Tim Duncan made another round of history with Wednesday's release of this season's All-NBA teams. Tony Parker experienced a career first.
Duncan, the Spurs power forward, earned a second-team mention for the second year in a row, becoming the first player to be named All-NBA in each of his first 12 seasons. He is one of eight players in league history to receive at least a dozen All-NBA selections.
Parker, meanwhile, was named to the third-team, garnering All-NBA mention for the first time in his career. In doing so, he became the first point guard in Spurs history to be named All-NBA.
Duncan averaged 19.3 points and ranked fourth in the NBA with a team-leading 10.7 rebounds per game. He also posted the fourth-most double-doubles in the league (49).
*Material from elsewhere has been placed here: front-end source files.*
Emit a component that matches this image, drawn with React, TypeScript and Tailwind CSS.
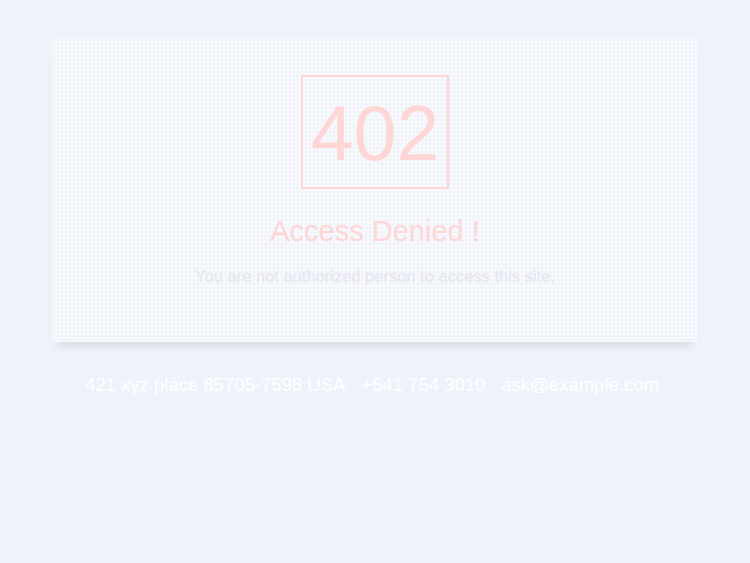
export default function App() {
  return (
    <div className="min-h-screen bg-[#eef2fb] px-[52px] pt-[38px] font-['Liberation_Sans',Arial,sans-serif] leading-[normal]">
      <div className="flex flex-col items-center bg-[#f7f8fc] bg-[radial-gradient(#edf0f8_0.8px,transparent_1px)] bg-[length:4px_4px] pt-[37px] pb-[56px] shadow-[0_9px_10px_-6px_rgba(0,0,0,0.12)]">
        <div className="border-2 border-[#ffd6d6] px-[8px] pt-[18px] pb-[15px] text-[77px] leading-none text-[#ffd6d6]">
          402
        </div>
        <h1 className="mt-[26px] text-[29px] text-[#ffd6d6]">Access Denied !</h1>
        <p className="mt-[19px] text-[16.5px] text-[#e4e5ee]">
          You are not authorized person to access this site.
        </p>
      </div>

      <div className="mt-[32px] flex justify-center gap-[16px] pr-[6px] text-[18.5px] text-white">
        <span>421 xyz place 85705-7598 USA</span>
        <span>+541 754 3010</span>
        <span>ask@example.com</span>
      </div>
    </div>
  )
}
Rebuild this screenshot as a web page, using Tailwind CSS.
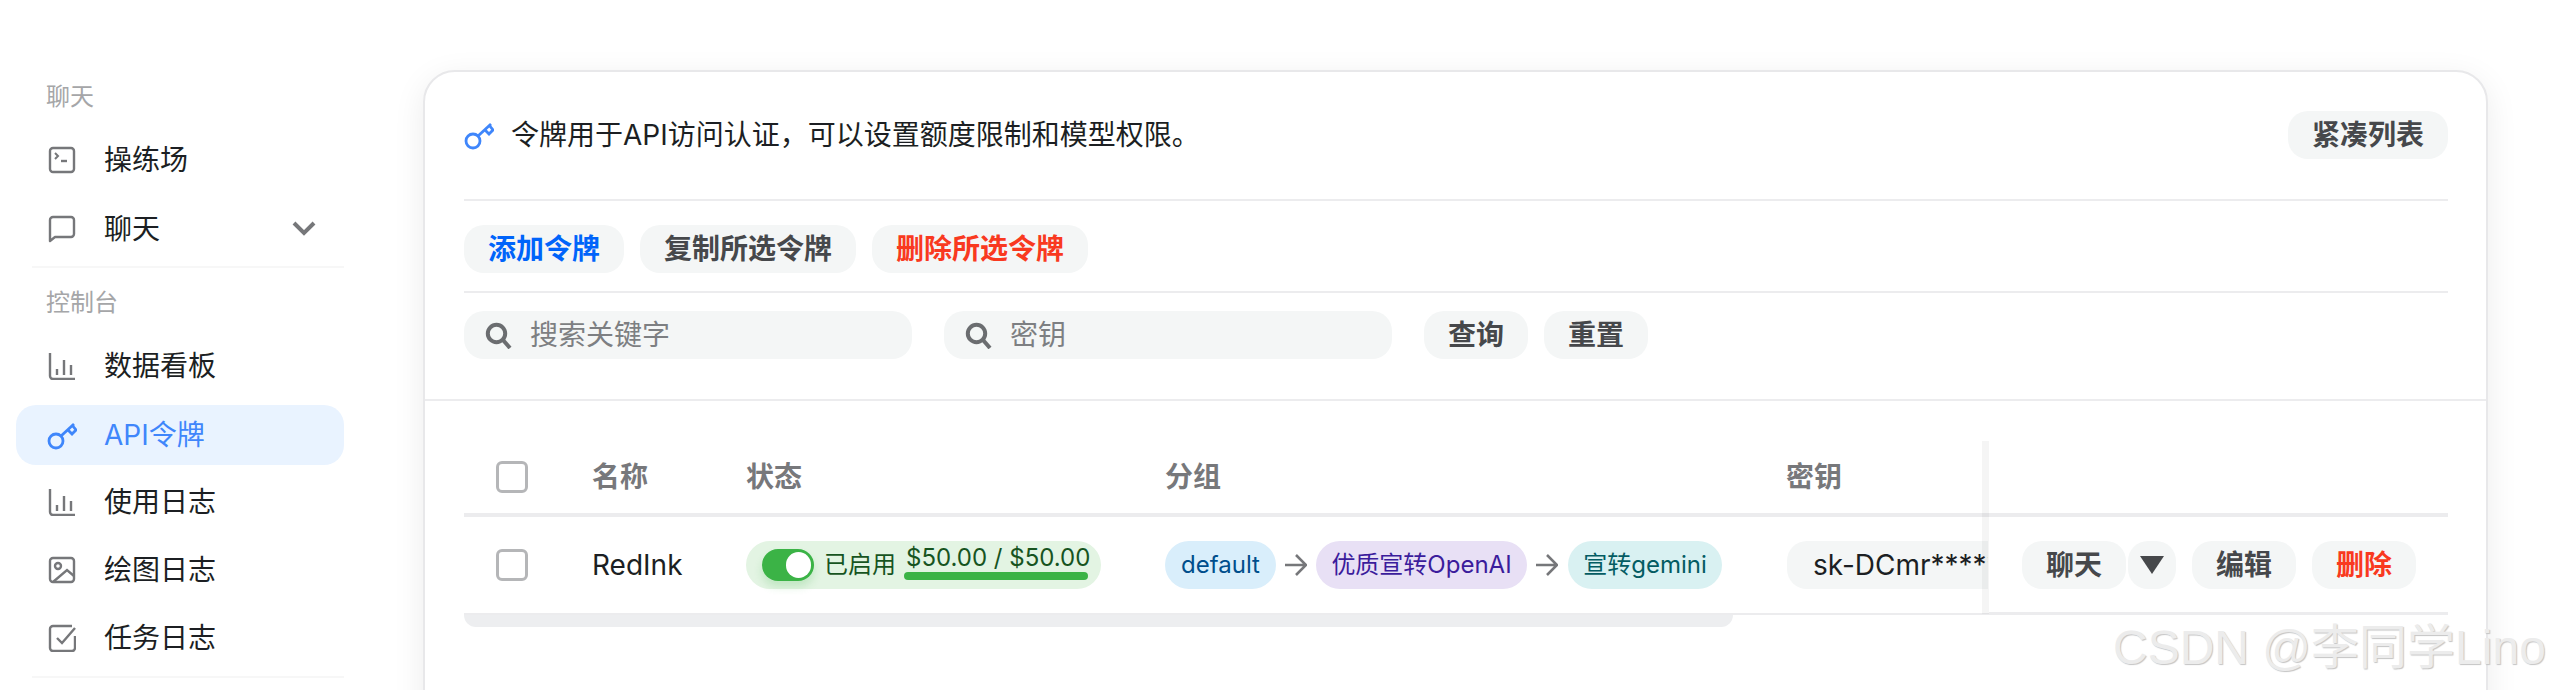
<!doctype html>
<html lang="zh-CN">
<head>
<meta charset="utf-8">
<script src="https://cdn.jsdelivr.net/npm/@tailwindcss/browser@4"></script>
</head>
<body class="m-0 h-[690px] w-[2552px] overflow-hidden bg-white font-['Inter','Noto_Sans_CJK_SC',sans-serif] text-[28px] leading-[40px] text-[#1c1f23]">
<div class="relative flex h-[690px] w-[2552px] overflow-hidden">
  <!-- sidebar -->
  <aside class="h-[690px] w-[400px] shrink-0 overflow-hidden pl-4 pt-[80px]">
    <div class="w-[328px]">
      <div class="flex h-[34px] items-center pl-[30px] text-[24px] text-[#a5a6a8]">聊天</div>
      <div class="mt-[16px] flex h-[60px] items-center gap-[28px] pl-[32px] pr-4">
        <svg class="h-7 w-7 shrink-0" viewBox="0 0 28 28" fill="none" stroke="#76777a" stroke-width="2.4"><rect x="2" y="2" width="24" height="24" rx="3"/><path d="M7 7l3 3-3 3" stroke-width="2"/><path d="M13 15h6"/></svg>
        <span>操练场</span>
      </div>
      <div class="mt-[9px] flex h-[60px] items-center gap-[28px] pl-[32px] pr-4">
        <svg class="h-7 w-7 shrink-0" viewBox="0 0 28 28" fill="none" stroke="#76777a" stroke-width="2.4" stroke-linejoin="round"><path d="M2 26V5a3 3 0 0 1 3-3h18a3 3 0 0 1 3 3v14a3 3 0 0 1-3 3H7z"/></svg>
        <span>聊天</span>
        <svg class="ml-auto mr-[12px] h-[24px] w-[24px]" viewBox="0 0 24 24" fill="none" stroke="#76777a" stroke-width="4"><path d="M2 6l10 10L22 6"/></svg>
      </div>
      <div class="ml-4 mt-[7px] h-[2px] bg-[#f7f7f7]"></div>
      <div class="mt-[18px] flex h-[34px] items-center pl-[30px] text-[24px] text-[#a5a6a8]">控制台</div>
      <div class="mt-[16px] flex h-[60px] items-center gap-[28px] pl-[32px] pr-4">
        <svg class="h-7 w-7 shrink-0" viewBox="0 0 28 28" fill="none" stroke="#76777a" stroke-width="2.4"><path d="M2 1v23a3 3 0 0 0 3 3h22"/><path d="M9 17v6M16 8v15M23 13v10"/></svg>
        <span>数据看板</span>
      </div>
      <div class="mt-[9px] flex h-[60px] items-center gap-[27px] rounded-[20px] bg-[#e9f3ff] pl-[31px] pr-4 text-[#3f86fb]">
        <svg class="h-[30px] w-[30px] shrink-0" viewBox="0 0 30 30" fill="none" stroke="#3f86fb" stroke-width="2.8"><circle cx="9" cy="21" r="7"/><path d="M14 16L27 4"/><path d="M21 10l4 4 4-4-4-5"/></svg>
        <span>API令牌</span>
      </div>
      <div class="mt-[7px] flex h-[60px] items-center gap-[28px] pl-[32px] pr-4">
        <svg class="h-7 w-7 shrink-0" viewBox="0 0 28 28" fill="none" stroke="#76777a" stroke-width="2.4"><path d="M2 1v23a3 3 0 0 0 3 3h22"/><path d="M9 17v6M16 8v15M23 13v10"/></svg>
        <span>使用日志</span>
      </div>
      <div class="mt-[8px] flex h-[60px] items-center gap-[28px] pl-[32px] pr-4">
        <svg class="h-7 w-7 shrink-0" viewBox="0 0 28 28" fill="none" stroke="#76777a" stroke-width="2.4"><rect x="2" y="2" width="24" height="24" rx="3"/><circle cx="10" cy="10" r="3"/><path d="M5 26l14-12 7 6"/></svg>
        <span>绘图日志</span>
      </div>
      <div class="mt-[8px] flex h-[60px] items-center gap-[28px] pl-[32px] pr-4">
        <svg class="h-7 w-7 shrink-0" viewBox="0 0 28 28" fill="none" stroke="#76777a" stroke-width="2.4"><path d="M24 2H5a3 3 0 0 0-3 3v19a3 3 0 0 0 3 3h19a3 3 0 0 0 3-3V12"/><path d="M9 14l5 5L27 4"/></svg>
        <span>任务日志</span>
      </div>
      <div class="ml-4 mt-[8px] h-[2px] bg-[#f7f7f7]"></div>
    </div>
  </aside>

  <!-- main -->
  <main class="min-w-0 flex-1 pl-[23px] pt-[70px]">
    <section class="h-[700px] w-[2065px] rounded-[32px] border-2 border-[#e8e8ea] bg-white shadow-[0_8px_32px_rgba(0,0,0,0.08)]">
      <div class="pl-[39px] pr-[38px] pt-[38px]">
        <div class="flex h-[50px] items-center">
          <svg class="h-[30px] w-[30px]" viewBox="0 0 30 30" fill="none" stroke="#3f86fb" stroke-width="2.8"><circle cx="9" cy="21" r="7"/><path d="M14 16L27 4"/><path d="M21 10l4 4 4-4-4-5"/></svg>
          <span class="ml-[17px]">令牌用于API访问认证，可以设置额度限制和模型权限。</span>
          <button class="ml-auto h-12 rounded-[20px] bg-[#f4f6f6] px-6 font-bold text-[#46484b]">紧凑列表</button>
        </div>
        <div class="mt-[39px] h-[2px] bg-[#ececee]"></div>
        <div class="mt-[24px] flex gap-4">
          <button class="h-12 rounded-[20px] bg-[#f4f6f6] px-6 font-bold text-[#0064fa]">添加令牌</button>
          <button class="h-12 rounded-[20px] bg-[#f4f6f6] px-6 font-bold text-[#46484b]">复制所选令牌</button>
          <button class="h-12 rounded-[20px] bg-[#f4f6f6] px-6 font-bold text-[#f93920]">删除所选令牌</button>
        </div>
        <div class="mt-[18px] h-[2px] bg-[#ececee]"></div>
        <div class="mt-[18px] flex items-center">
          <div class="flex h-12 w-[448px] items-center rounded-[20px] bg-[#f4f6f6] pl-[21px] text-[#7d7f82]">
            <svg class="h-[27px] w-[27px]" viewBox="0 0 27 27" fill="none" stroke="#6b6d70" stroke-width="4"><circle cx="11.5" cy="11.5" r="8.7"/><path d="M18 18l7 8"/></svg>
            <span class="ml-[18px]">搜索关键字</span>
          </div>
          <div class="ml-8 flex h-12 w-[448px] items-center rounded-[20px] bg-[#f4f6f6] pl-[21px] text-[#7d7f82]">
            <svg class="h-[27px] w-[27px]" viewBox="0 0 27 27" fill="none" stroke="#6b6d70" stroke-width="4"><circle cx="11.5" cy="11.5" r="8.7"/><path d="M18 18l7 8"/></svg>
            <span class="ml-[18px]">密钥</span>
          </div>
          <button class="ml-8 h-12 w-[104px] rounded-[20px] bg-[#f4f6f6] font-bold text-[#46484b]">查询</button>
          <button class="ml-4 h-12 w-[104px] rounded-[20px] bg-[#f4f6f6] font-bold text-[#46484b]">重置</button>
        </div>
      </div>
      <div class="mt-[40px] h-[2px] bg-[#ececee]"></div>

      <!-- table -->
      <div class="relative ml-[39px] mr-[38px] mt-[45px]">
        <div class="flex h-[71px] items-center border-b-4 border-[#ececee] pb-[5px] font-bold text-[#77787b]">
          <span class="ml-[32px] block h-8 w-8 rounded-[6px] border-[3px] border-[#b5b6b8]"></span>
          <span class="ml-[64px] w-[154px]">名称</span>
          <span class="w-[419px]">状态</span>
          <span class="w-[621px]">分组</span>
          <span>密钥</span>
        </div>
        <div class="flex h-[98px] items-center border-b-2 border-[#ececee]">
          <span class="ml-[32px] block h-8 w-8 rounded-[6px] border-[3px] border-[#b5b6b8]"></span>
          <span class="ml-[64px] w-[154px]">RedInk</span>
          <div class="flex h-12 w-[355px] items-center rounded-[24px] bg-[#e3f4e3] pl-4 text-[24px] text-[#17541f]">
            <span class="relative block h-8 w-[52px] rounded-[16px] bg-[#3bb346] shadow-[0_6px_8px_rgba(59,179,70,0.2)]"><span class="absolute right-[3px] top-[3px] block h-[26px] w-[25px] rounded-full bg-white"></span></span>
            <span class="ml-[10px]">已启用</span>
            <span class="ml-[8px] flex w-[184px] flex-col leading-[24px]"><span class="-mt-[4px] ml-[2px] whitespace-nowrap">$50.00 / $50.00</span><span class="mt-[2px] block h-2 rounded bg-[#3bb346]"></span></span>
          </div>
          <div class="ml-[64px] flex w-[622px] items-center text-[24px]">
            <span class="flex h-12 w-[111px] items-center justify-center rounded-[24px] bg-[#d9eefb] text-[#004e8c]">default</span>
            <svg class="mx-[9px] h-[24px] w-[22px]" viewBox="0 0 22 24" fill="none" stroke="#76777a" stroke-width="2.6"><path d="M0 12h20M11 2l10 10-10 10"/></svg>
            <span class="flex h-12 w-[211px] items-center justify-center whitespace-nowrap rounded-[24px] bg-[#e8e0f5] text-[#3b1c9c]">优质宣转OpenAI</span>
            <svg class="ml-[9px] mr-[10px] h-[24px] w-[22px]" viewBox="0 0 22 24" fill="none" stroke="#76777a" stroke-width="2.6"><path d="M0 12h20M11 2l10 10-10 10"/></svg>
            <span class="flex h-12 w-[154px] items-center justify-center whitespace-nowrap rounded-[24px] bg-[#d9f1f2] text-[#045c63]">宣转gemini</span>
          </div>
          <div class="flex h-12 w-[201px] items-center overflow-hidden whitespace-nowrap rounded-l-[20px] bg-[#f4f6f6] pl-[26px]">sk-DCmr**********</div>
        </div>
        <!-- fixed action column -->
        <div class="absolute right-0 top-[-5px] flex h-[173px] w-[459px] flex-col bg-white">
          <div class="absolute left-[-7px] top-0 h-[173px] w-[7px] bg-black/[0.04]"></div>
          <div class="h-[76px] shrink-0 border-b-4 border-[#ececee]"></div>
          <div class="flex h-[97px] items-start gap-4 border-b-2 border-[#ececee] pl-[33px] pt-[24px]">
            <div class="flex gap-[2px]">
              <button class="h-12 w-[104px] rounded-[20px] bg-[#f4f6f6] font-bold text-[#46484b]">聊天</button>
              <button class="flex h-12 w-[48px] items-center justify-center rounded-[20px] bg-[#f4f6f6]"><svg class="h-[20px] w-[24px]" viewBox="0 0 24 20"><path d="M0 1h24L12 19z" fill="#46484b"/></svg></button>
            </div>
            <button class="h-12 w-[104px] rounded-[20px] bg-[#f4f6f6] font-bold text-[#46484b]">编辑</button>
            <button class="h-12 w-[104px] rounded-[20px] bg-[#f4f6f6] font-bold text-[#f93920]">删除</button>
          </div>
        </div>
        <div class="h-[12px] w-[1269px] rounded-b-[16px] bg-[#edeef0]"></div>
      </div>
    </section>
  </main>

  <!-- image watermark -->
  <div class="pointer-events-none absolute left-[2113px] top-[618px] whitespace-nowrap font-['Liberation_Sans','Noto_Sans_CJK_SC',sans-serif] text-[48px] leading-[60px] text-[#ececec] [text-shadow:1px_1px_1px_#c4c4c4]">CSDN @李同学Lino</div>
</div>
</body>
</html>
Not to be outdone, Parker enjoyed his best season as a pro, setting career bests in scoring (22 points per game) and assists (6.9 per game). He is just the fifth European player to grace an All-NBA team, joining Dirk Nowitzki, Peja Stojakovic, Drazen Petrovic and Detlef Schrempf.
The All-NBA first team consisted of league MVP LeBron James of Cleveland, the Los Angeles Lakers' Kobe Bryant, Miami's Dwyane Wade, Dallas' Nowitzki and Dwight Howard of Orlando.